Mediaraven works with young people in the broadest sense of the word: from 3 to 30 years of age. They give their strength and potential a boost via digital media. They respond to different interests, backgrounds and levels of development and this translates into a wide range of activities, trainings and products. They choose to work with children and young people in all contexts: at home, at school and in leisure time. That's why they also want to be a partner for all those who work with children and young people. Mediaraven pays special attention to youth work: together with them they look for ways to use digital media to strengthen their own functioning. Mediaraven strongly believes in the power and possibilities of youth work and take up our role as partner, supporter and inspirer of the sector. They like to translate the experience they gain in the youth work context with experiment, research and daily working with young people into other contexts and sectors.
An art education organization that believes that young people are going to save the world. For this they offer creative, technical and social skills to young people. They make things with young people and share their knowledge with everyone who works with them. They also help other organizations or companies with innovative challenges.

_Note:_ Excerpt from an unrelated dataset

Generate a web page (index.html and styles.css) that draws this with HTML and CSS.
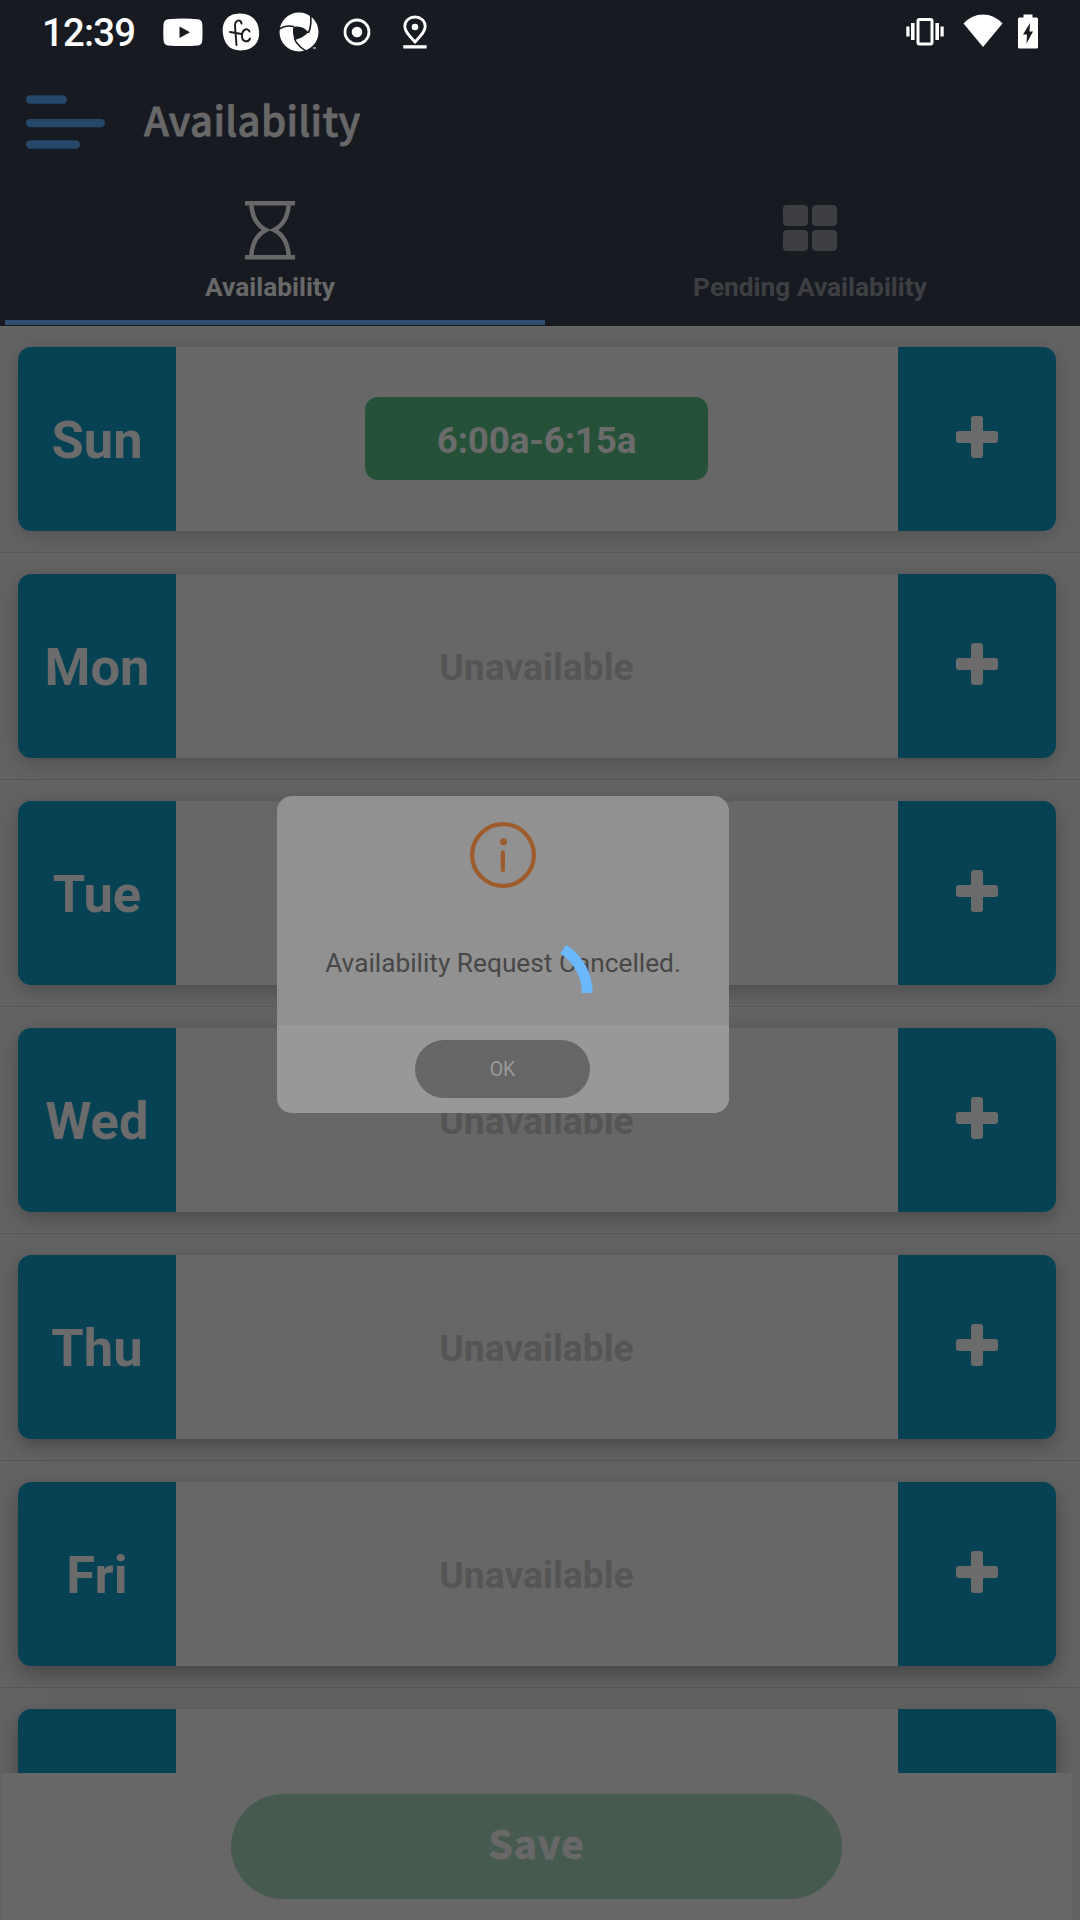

Mooss, that's learning "from, about and with" the arts and heritage through active forms of work in the domains of music, theatre, dance, audiovisual and visual arts. Mooss works for children, young people and their supervisors. Mooss is a catalyst for plans around children and young people and art and heritage. They not only organise projects for, but also by young people, where they learn to develop their own initiatives in the sector and expand their network. And they like to share their expertise with other organisations through training, coaching and publications.
Cultuurconnect combines digital innovation in art and culture with local culture houses, governments, technology players and artistic initiatives. They support Flemish municipalities in the digital challenges of their cultural policy, with an emphasis on public libraries, cultural and community centres.